By Robert Bradley Jr.
Want to know why the National Oceanic and Atmospheric Administration needs a massive downsizing? Because it is a political organization masquerading as a weather forecast center. And the climate lobby is upset at the clean-up.
Monday between 10:00 am and noon eastern, the Chesapeake Climate Action Network / Action Fund is hosting a “Hands off NOAA!” rally at NOAA’s headquarters in Silver Springs, MD. Here is CCAN’s announcement:
The Trump Administration and Elon Musk continue to recklessly demonize dedicated federal workers who provide critical services everyday. The National Oceanic and Atmospheric Administration (NOAA) who provide critical services from the National Weather Service to seafood safety is not immune from DOGE’s intimidation tactics to fulfill the promise of Project 2025 to eliminate NOAA.
But we are NOT going to sit back and watch.
On Monday, March 3rd at 10am Congressional leaders and advocates will gather at NOAA HQ in Silver Spring, MD (right at the Silver Spring Metro stop) to tell Trump and Musk to keep their hands off of NOAA.
The call-to-action continued:
Firing hundreds of NOAA workers would have severe impacts on day-to-day life for Americans. We depend on NOAA workers everyday to warn us of weather events, protect our commercial fisheries, support first-responders when disasters happen, and much more. We have already seen the damage Trump and Musk have done to other critical agencies. We have seen how families and communities have paid a heavy price for so-called “efficiency.” NOAA must be defended!
On the contrary, NOAA workers with their nice severance package can find employment in the private sector, even if it means a career change. Foundations can take over functions considered vital to human wellbeing to reemploy the displaced. But climate lobbying is over on the taxpayer’s dime.
————
Sarah Guy, executive director of Ocean Defense Initiative, stated on social media.
💙💙💙 is with NOAA employees who lost their jobs today as DOGE sows chaos across federal agencies. But as Chesapeake Climate Action Network says here, “we are NOT going to sit back and watch.”
I commented:
The private sector can pick up the NOAA ex’s who add value to weather forecasting services, and foundations can underwrite research.
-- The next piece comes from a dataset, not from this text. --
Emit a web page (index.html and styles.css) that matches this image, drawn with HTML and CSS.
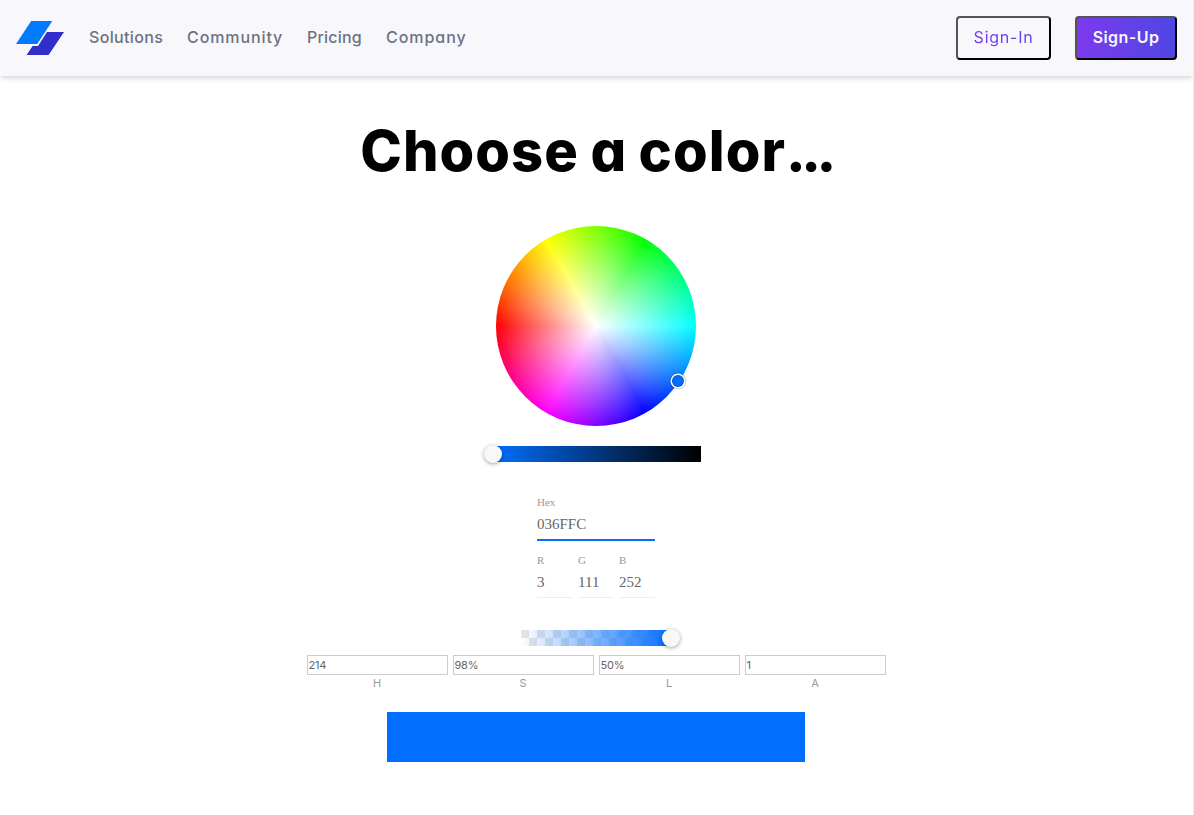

Others should alter career paths into teaching or who-knows-what.
Political jobs are risky, and the US is broke! www.usdebtclock.org
and:
That a climate group is leading the protest is exactly why NOAA is being downsized!
In another post regarding NOAA, I noted that this agency’s weather forecast for Texas in the winter of 2020/21 was so wrong that it contributed to the Great Texas Blackout from Storm Uri.
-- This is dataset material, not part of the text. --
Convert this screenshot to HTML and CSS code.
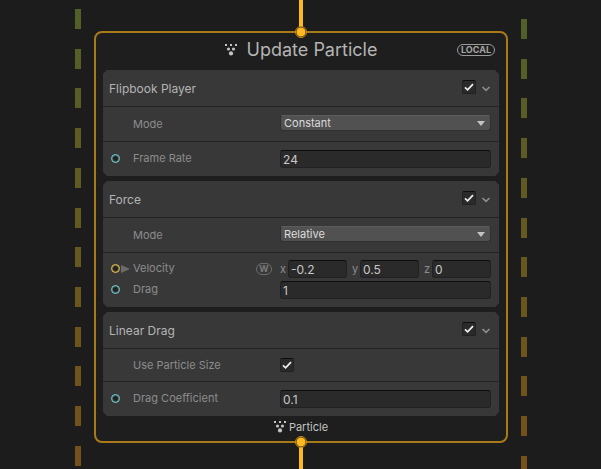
FILE: index.html
```html
<!DOCTYPE html>
<html lang="en">
<head>
<meta charset="utf-8">
<meta name="viewport" content="width=device-width, initial-scale=1">
<title>Update Particle</title>
<link rel="stylesheet" href="styles.css">
</head>
<body>
<svg class="defs" aria-hidden="true">
  <symbol id="particles" viewBox="0 0 12 12">
    <path d="M0 0h2v2H0zM5 0h2v2H5zM10 0h2v2h-2z"/>
    <circle cx="3.5" cy="5" r="1.6"/><circle cx="8.5" cy="5" r="1.6"/><circle cx="6" cy="9.4" r="2.1"/>
  </symbol>
  <symbol id="tick" viewBox="0 0 14 14"><path d="M3 7.4 5.6 9.8 11 4.2" fill="none" stroke="#ececec" stroke-width="1.8"/></symbol>
  <symbol id="chevron" viewBox="0 0 10 6"><path d="M1.5 1 5 4.4 8.5 1" fill="none" stroke="#8c8c8c" stroke-width="1.7"/></symbol>
  <symbol id="drop" viewBox="0 0 8 5"><path d="M0 0h8L4 5z" fill="#c4c4c4"/></symbol>
</svg>
<div class="canvas">
  <div class="rail rail-left"><i></i><i></i><i></i><i></i><i></i><i></i><i></i><i></i><i></i><i></i><i></i><i></i></div>
  <main class="flow">
    <div class="wire wire-in"></div>
    <section class="node">
      <span class="anchor anchor-in"></span>
      <header class="node-head">
        <div class="title">
          <svg class="particles"><use href="#particles"/></svg>
          <h1>Update Particle</h1>
        </div>
        <span class="space">LOCAL</span>
      </header>

      <div class="blocks">
        <section class="block">
          <header class="block-head">
            <h2>Flipbook Player</h2>
            <span class="check"><input type="checkbox" checked aria-label="Enable Flipbook Player"><svg><use href="#tick"/></svg></span>
            <button class="fold" aria-label="Collapse Flipbook Player"><svg><use href="#chevron"/></svg></button>
          </header>
          <div class="group">
            <div class="row row-pick">
              <label for="flip-mode">Mode</label>
              <span class="pick"><select id="flip-mode"><option>Constant</option></select><svg><use href="#drop"/></svg></span>
            </div>
          </div>
          <div class="group">
            <div class="row">
              <span class="port"></span>
              <label for="rate">Frame Rate</label>
              <input class="field" id="rate" type="text" value="24">
            </div>
          </div>
        </section>

        <section class="block">
          <header class="block-head">
            <h2>Force</h2>
            <span class="check"><input type="checkbox" checked aria-label="Enable Force"><svg><use href="#tick"/></svg></span>
            <button class="fold" aria-label="Collapse Force"><svg><use href="#chevron"/></svg></button>
          </header>
          <div class="group">
            <div class="row row-pick">
              <label for="force-mode">Mode</label>
              <span class="pick"><select id="force-mode"><option>Relative</option></select><svg><use href="#drop"/></svg></span>
            </div>
          </div>
          <div class="group group-tight">
            <div class="row">
              <span class="port port-vector"></span>
              <button class="expand" aria-label="Expand Velocity"><svg viewBox="0 0 9 8"><path d="M0 0 9 4 0 8z" fill="#6b6b6b"/></svg></button>
              <label for="vel-x">Velocity</label>
              <span class="world">W</span>
              <div class="vector">
                <label for="vel-x">x</label><input class="field" id="vel-x" type="text" value="-0.2">
                <label for="vel-y">y</label><input class="field" id="vel-y" type="text" value="0.5">
                <label for="vel-z">z</label><input class="field" id="vel-z" type="text" value="0">
              </div>
            </div>
            <div class="row">
              <span class="port"></span>
              <label for="drag">Drag</label>
              <input class="field" id="drag" type="text" value="1">
            </div>
          </div>
        </section>

        <section class="block">
          <header class="block-head">
            <h2>Linear Drag</h2>
            <span class="check"><input type="checkbox" checked aria-label="Enable Linear Drag"><svg><use href="#tick"/></svg></span>
            <button class="fold" aria-label="Collapse Linear Drag"><svg><use href="#chevron"/></svg></button>
          </header>
          <div class="group">
            <div class="row row-pick">
              <label for="use-size">Use Particle Size</label>
              <span class="check"><input id="use-size" type="checkbox" checked><svg><use href="#tick"/></svg></span>
            </div>
          </div>
          <div class="group">
            <div class="row">
              <span class="port"></span>
              <label for="coef">Drag Coefficient</label>
              <input class="field" id="coef" type="text" value="0.1">
            </div>
          </div>
        </section>
      </div>

      <footer class="node-foot"><svg class="particles"><use href="#particles"/></svg><span>Particle</span></footer>
      <span class="anchor anchor-out"></span>
    </section>
    <div class="wire wire-out"></div>
  </main>
  <div class="rail rail-right"><i></i><i></i><i></i><i></i><i></i><i></i><i></i><i></i><i></i><i></i><i></i><i></i></div>
</div>
</body>
</html>
```
FILE: styles.css
```css
* { box-sizing: border-box; }

body {
  margin: 0;
  background: #1c1c1c;
  color: #b4b4b4;
  font: 12px/16px Inter, "Liberation Sans", sans-serif;
}

svg { display: block; }
.defs { display: none; }
h1, h2 { margin: 0; font-weight: 400; }
button { padding: 0; border: 0; background: none; }

.canvas {
  display: flex;
  gap: 13px;
  min-height: 100vh;
  padding: 0 74px 0 75px;
  overflow: hidden;
}

/* dashed sides of the enclosing system */
.rail {
  display: flex;
  flex: none;
  flex-direction: column;
  justify-content: space-between;
  width: 6px;
}
.rail-left { padding: 9px 0 3px; }
.rail-right { padding-top: 19px; margin-bottom: -7px; }
.rail i {
  height: 20px;
  background: linear-gradient(#50602a, #64591f 50%, #76501a) fixed;
}

.flow {
  display: flex;
  flex: 1;
  flex-direction: column;
  align-items: stretch;
  min-width: 0;
}
.wire {
  align-self: center;
  width: 4px;
  background: #ffb81f;
}
.wire-in { height: 31px; }
.wire-out { flex: 1; min-height: 26px; }

.node {
  position: relative;
  padding: 0 7px;
  border: 2px solid #a97b18;
  border-radius: 8px;
  background: #1e1e1e;
}
.anchor {
  position: absolute;
  left: 50%;
  width: 12px;
  height: 12px;
  margin-left: -6px;
  border: 1px solid #c28d1c;
  border-radius: 50%;
  background: radial-gradient(circle, #ffb81f 4px, #3a2c10 5px);
}
.anchor-in { top: -7px; }
.anchor-out { bottom: -7px; }

.node-head {
  display: grid;
  grid-template-columns: 1fr auto 1fr;
  align-items: center;
  height: 37px;
  padding: 0 4px 4px;
}
.title {
  display: flex;
  grid-column: 2;
  align-items: center;
  gap: 10px;
}
.title h1 { font-size: 18px; line-height: 24px; }
.particles {
  width: 12px;
  height: 12px;
  fill: #c4c4c4;
}
.space {
  justify-self: end;
  padding: 0 3px;
  border: 1px solid #9a9a9a;
  border-radius: 6px;
  color: #a4a4a4;
  font: 700 9px/10px Inter, sans-serif;
}

.blocks {
  display: flex;
  flex-direction: column;
  gap: 5px;
}
.block {
  background: #383838;
  clip-path: polygon(4px 0, calc(100% - 4px) 0, 100% 4px, 100% calc(100% - 4px), calc(100% - 4px) 100%, 4px 100%, 0 calc(100% - 4px), 0 4px);
}
.block-head {
  display: flex;
  align-items: center;
  height: 36px;
  padding: 0 8px 2px 6px;
}
.block-head h2 { flex: 1; padding-top: 4px; font-size: 12px; }
.fold { margin: 4px 0 0 5px; }
.fold svg { width: 10px; height: 6px; }

.check {
  display: grid;
  width: 14px;
  height: 14px;
}
.check > * { grid-area: 1 / 1; width: 14px; height: 14px; }
.check svg { pointer-events: none; }
.check input {
  appearance: none;
  margin: 0;
  border: 1px solid #212121;
  border-top-color: #0d0d0d;
  border-radius: 2px;
  background: #2a2a2a;
}
.check input:not(:checked) + svg { visibility: hidden; }

.group {
  display: flex;
  flex-direction: column;
  gap: 3px;
  padding: 8px;
  border-top: 1px solid #232323;
}
.group-tight { padding-top: 7px; }
.row {
  display: grid;
  grid-template-columns: 10px 12px 123px 24px 1fr;
  align-items: center;
}
.row > * { grid-row: 1; }
.row > label { grid-column: 3 / 5; padding-bottom: 2px; color: #8c8c8c; font-size: 11px; }
.row-pick > label { padding-bottom: 0; }
.row > .field, .row > .pick, .row > .check, .row > .vector { grid-column: 5; }

.port {
  width: 9px;
  height: 9px;
  margin-bottom: 2px;
  border: 1px solid #7fd4d8;
  border-radius: 50%;
  background: #222;
  box-shadow: inset 0 0 0 1px #3f6668;
}
.port-vector { border-color: #f0cc58; box-shadow: inset 0 0 0 1px #6e6030; }
.expand { grid-column: 2; margin-bottom: 1px; }
.expand svg { width: 9px; height: 8px; }
.world {
  grid-column: 4;
  width: 16px;
  border: 1px solid #6b6b6b;
  border-radius: 6px;
  color: #7a7a7a;
  font: 700 9px/10px Inter, sans-serif;
  text-align: center;
}

.field {
  width: 100%;
  min-width: 0;
  height: 18px;
  padding: 1px 2px 0;
  border: 1px solid #212121;
  border-top-color: #0d0d0d;
  border-radius: 3px;
  background: #2a2a2a;
  color: #c8c8c8;
  font: 12px/16px Inter, sans-serif;
}
.vector {
  display: grid;
  grid-template-columns: 8px 1fr 13px 1fr 13px 1fr;
  align-items: center;
}
.vector label { color: #8c8c8c; font-size: 11px; }
.vector label + .field + label { padding-left: 5px; }

.pick {
  display: grid;
  align-items: center;
  height: 18px;
  padding-bottom: 2px;
}
.pick > * { grid-area: 1 / 1; }
.pick select {
  appearance: none;
  height: 16px;
  padding: 0 3px;
  border: 1px solid #303030;
  border-top-color: #5c5c5c;
  border-radius: 3px;
  background: #515151;
  color: #dcdcdc;
  font: 11px/14px Inter, sans-serif;
}
.pick svg {
  justify-self: end;
  width: 8px;
  height: 5px;
  margin-right: 6px;
  pointer-events: none;
}

.node-foot {
  display: flex;
  align-items: center;
  justify-content: center;
  gap: 3px;
  height: 25px;
  padding-bottom: 3px;
  color: #c4c4c4;
  font-size: 11px;
}
```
Other voices of despair were heard with the announcement. Jane Lubchenco, Deputy Director for Climate and Environment in Biden’s White House Office of Science and Technology Policy, stated:
The mass firings today at NOAA: National Oceanic & Atmospheric Administration are a national disaster and a colossal waste of money. Destroying NOAA’s ability to provide life-saving information, keep our ocean healthy, and strengthen the economy makes no sense—no sense at all. NOAA is a lean agency, with highly skilled, impressively dedicated people –I know because I have worked with them for years. We need them; all of them.
A lean agency? Need every last employee? That’s one bureaucrat protecting another, part of the Climate Deep State in this instance.
Check out this function of NOAA that screams for budget cut for ecological improvement.

Apparently, according to the government union, there is no such thing as an unneeded government employee. Each and every one of them is critical.
That;s the impression the Democrats are trying to give us.
We aren’t buying it! 🙂
I saw these people protesting this morning on the news. They were standing there singing. I had to laugh.
The US Constitution does not call for Democrat-infested NOAA, and EPA, and NPR, and PBS, and US Education Department, and NEA, and Voice of America, etc.
They are federal government mission-creep
All those entities are unconstitutional.
So not just standing there and watching? They kept their word. 😉
Yes, but there weren’t many of them there. A couple of dozen at the most. They were singing a protest song.
Secretary of the Interior, Burgum, said there were about 10 million jobs in the United States looking for employees.
These guys should stop protesting and start submitting resumes.
and each one is more critical than the next…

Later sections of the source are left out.